Exercise prompt — Transcribe the whole listing without a single picture.

Given material —
[start]

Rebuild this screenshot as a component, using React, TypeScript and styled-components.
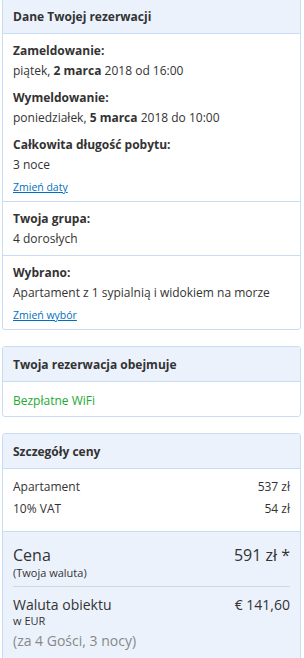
import React from "react";
import styled, { createGlobalStyle } from "styled-components";

const Global = createGlobalStyle`
  html, body { margin: 0; padding: 0; background: #fff; }
  body {
    font-family: "Open Sans", "Noto Sans", "DejaVu Sans", sans-serif;
    font-size: 12px;
    color: #333;
  }
`;

const Page = styled.div`
  padding: 0 3px 0 2px;
  margin-top: -2px;
  display: flex;
  flex-direction: column;
  gap: 16px;
`;

const Panel = styled.section`
  border: 1px solid #c9dcf5;
  border-radius: 3px;
  overflow: hidden;
  background: #fff;
`;

const PanelHeader = styled.h2`
  margin: 0;
  background: #ebf2fc;
  border-bottom: 1px solid #c9dcf5;
  padding: 8px 10px 7px;
  font-size: 12px;
  line-height: 19px;
  font-weight: 700;
  color: #333;
`;

const Section = styled.div<{ $divider?: boolean }>`
  display: flex;
  flex-direction: column;
  gap: 7px;
  padding: 7px 10px 6px;
  border-top: ${(p) => (p.$divider ? "1px solid #c9dcf5" : "none")};
`;

const Block = styled.div``;

const Label = styled.div`
  font-weight: 700;
  line-height: 20px;
`;

const Value = styled.div`
  line-height: 20px;
`;

const Link = styled.a`
  display: block;
  color: #0071c2;
  font-size: 10.5px;
  line-height: 16px;
  text-decoration: underline;
  margin-top: -3px;
`;

const Green = styled.div`
  color: #22aa33;
  padding: 9px 10px 6px;
  line-height: 19px;
`;

const PriceBody = styled.div`
  padding: 7px 10px 11px;
  border-bottom: 1px solid #c9dcf5;
`;

const PriceRow = styled.div`
  display: flex;
  justify-content: space-between;
  line-height: 22px;
`;

const Footer = styled.div`
  background: #ebf2fc;
  padding: 12px 10px 14px;
`;

const TotalRow = styled.div`
  display: flex;
  justify-content: space-between;
  align-items: flex-start;
`;

const Big = styled.div`
  font-size: 16px;
  line-height: 22px;
`;

const Small = styled.div`
  font-size: 11px;
  line-height: 14px;
`;

const TinyNote = styled.div`
  font-size: 11px;
  line-height: 13px;
  margin-top: -1px;
`;

const Rule = styled.hr`
  border: 0;
  border-top: 1px solid #d4d8de;
  margin: 6px 0 7px;
`;

const PropValue = styled.div`
  font-size: 14px;
  line-height: 21px;
`;

const Muted = styled.div`
  color: #888;
  margin-top: 4px;
  font-size: 14px;
  line-height: 20px;
`;

export default function App() {
  return (
    <>
      <Global />
      <Page>
        <Panel>
          <PanelHeader>Dane Twojej rezerwacji</PanelHeader>
          <Section>
            <Block>
              <Label>Zameldowanie:</Label>
              <Value>
                piątek, <b>2 marca</b> 2018 od 16:00
              </Value>
            </Block>
            <Block>
              <Label>Wymeldowanie:</Label>
              <Value>
                poniedziałek, <b>5 marca</b> 2018 do 10:00
              </Value>
            </Block>
            <Block>
              <Label>Całkowita długość pobytu:</Label>
              <Value>3 noce</Value>
            </Block>
            <Link href="#">Zmień daty</Link>
          </Section>
          <Section $divider>
            <Block>
              <Label>Twoja grupa:</Label>
              <Value>4 dorosłych</Value>
            </Block>
          </Section>
          <Section $divider>
            <Block>
              <Label>Wybrano:</Label>
              <Value>Apartament z 1 sypialnią i widokiem na morze</Value>
            </Block>
            <Link href="#">Zmień wybór</Link>
          </Section>
        </Panel>

        <Panel>
          <PanelHeader>Twoja rezerwacja obejmuje</PanelHeader>
          <Green>Bezpłatne WiFi</Green>
        </Panel>

        <Panel>
          <PanelHeader>Szczegóły ceny</PanelHeader>
          <PriceBody>
            <PriceRow>
              <span>Apartament</span>
              <span>537 zł</span>
            </PriceRow>
            <PriceRow>
              <span>10% VAT</span>
              <span>54 zł</span>
            </PriceRow>
          </PriceBody>
          <Footer>
            <TotalRow>
              <div>
                <Big>Cena</Big>
                <Small>(Twoja waluta)</Small>
              </div>
              <Big>591 zł *</Big>
            </TotalRow>
            <Rule />
            <TotalRow>
              <div>
                <PropValue>Waluta obiektu</PropValue>
                <TinyNote>w EUR</TinyNote>
              </div>
              <PropValue>€ 141,60</PropValue>
            </TotalRow>
            <Muted>(za 4 Gości, 3 nocy)</Muted>
          </Footer>
        </Panel>
      </Page>
    </>
  );
}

[end]

Exercise answer —
Rebuild this screenshot as a component, using React, TypeScript and styled-components.
import React from "react";
import styled, { createGlobalStyle } from "styled-components";

const Global = createGlobalStyle`
  html, body { margin: 0; padding: 0; background: #fff; }
  body {
    font-family: "Open Sans", "Noto Sans", "DejaVu Sans", sans-serif;
    font-size: 12px;
    color: #333;
  }
`;

const Page = styled.div`
  padding: 0 3px 0 2px;
  margin-top: -2px;
  display: flex;
  flex-direction: column;
  gap: 16px;
`;

const Panel = styled.section`
  border: 1px solid #c9dcf5;
  border-radius: 3px;
  overflow: hidden;
  background: #fff;
`;

const PanelHeader = styled.h2`
  margin: 0;
  background: #ebf2fc;
  border-bottom: 1px solid #c9dcf5;
  padding: 8px 10px 7px;
  font-size: 12px;
  line-height: 19px;
  font-weight: 700;
  color: #333;
`;

const Section = styled.div<{ $divider?: boolean }>`
  display: flex;
  flex-direction: column;
  gap: 7px;
  padding: 7px 10px 6px;
  border-top: ${(p) => (p.$divider ? "1px solid #c9dcf5" : "none")};
`;

const Block = styled.div``;

const Label = styled.div`
  font-weight: 700;
  line-height: 20px;
`;

const Value = styled.div`
  line-height: 20px;
`;

const Link = styled.a`
  display: block;
  color: #0071c2;
  font-size: 10.5px;
  line-height: 16px;
  text-decoration: underline;
  margin-top: -3px;
`;

const Green = styled.div`
  color: #22aa33;
  padding: 9px 10px 6px;
  line-height: 19px;
`;

const PriceBody = styled.div`
  padding: 7px 10px 11px;
  border-bottom: 1px solid #c9dcf5;
`;

const PriceRow = styled.div`
  display: flex;
  justify-content: space-between;
  line-height: 22px;
`;

const Footer = styled.div`
  background: #ebf2fc;
  padding: 12px 10px 14px;
`;

const TotalRow = styled.div`
  display: flex;
  justify-content: space-between;
  align-items: flex-start;
`;

const Big = styled.div`
  font-size: 16px;
  line-height: 22px;
`;

const Small = styled.div`
  font-size: 11px;
  line-height: 14px;
`;

const TinyNote = styled.div`
  font-size: 11px;
  line-height: 13px;
  margin-top: -1px;
`;

const Rule = styled.hr`
  border: 0;
  border-top: 1px solid #d4d8de;
  margin: 6px 0 7px;
`;

const PropValue = styled.div`
  font-size: 14px;
  line-height: 21px;
`;

const Muted = styled.div`
  color: #888;
  margin-top: 4px;
  font-size: 14px;
  line-height: 20px;
`;

export default function App() {
  return (
    <>
      <Global />
      <Page>
        <Panel>
          <PanelHeader>Dane Twojej rezerwacji</PanelHeader>
          <Section>
            <Block>
              <Label>Zameldowanie:</Label>
              <Value>
                piątek, <b>2 marca</b> 2018 od 16:00
              </Value>
            </Block>
            <Block>
              <Label>Wymeldowanie:</Label>
              <Value>
                poniedziałek, <b>5 marca</b> 2018 do 10:00
              </Value>
            </Block>
            <Block>
              <Label>Całkowita długość pobytu:</Label>
              <Value>3 noce</Value>
            </Block>
            <Link href="#">Zmień daty</Link>
          </Section>
          <Section $divider>
            <Block>
              <Label>Twoja grupa:</Label>
              <Value>4 dorosłych</Value>
            </Block>
          </Section>
          <Section $divider>
            <Block>
              <Label>Wybrano:</Label>
              <Value>Apartament z 1 sypialnią i widokiem na morze</Value>
            </Block>
            <Link href="#">Zmień wybór</Link>
          </Section>
        </Panel>

        <Panel>
          <PanelHeader>Twoja rezerwacja obejmuje</PanelHeader>
          <Green>Bezpłatne WiFi</Green>
        </Panel>

        <Panel>
          <PanelHeader>Szczegóły ceny</PanelHeader>
          <PriceBody>
            <PriceRow>
              <span>Apartament</span>
              <span>537 zł</span>
            </PriceRow>
            <PriceRow>
              <span>10% VAT</span>
              <span>54 zł</span>
            </PriceRow>
          </PriceBody>
          <Footer>
            <TotalRow>
              <div>
                <Big>Cena</Big>
                <Small>(Twoja waluta)</Small>
              </div>
              <Big>591 zł *</Big>
            </TotalRow>
            <Rule />
            <TotalRow>
              <div>
                <PropValue>Waluta obiektu</PropValue>
                <TinyNote>w EUR</TinyNote>
              </div>
              <PropValue>€ 141,60</PropValue>
            </TotalRow>
            <Muted>(za 4 Gości, 3 nocy)</Muted>
          </Footer>
        </Panel>
      </Page>
    </>
  );
}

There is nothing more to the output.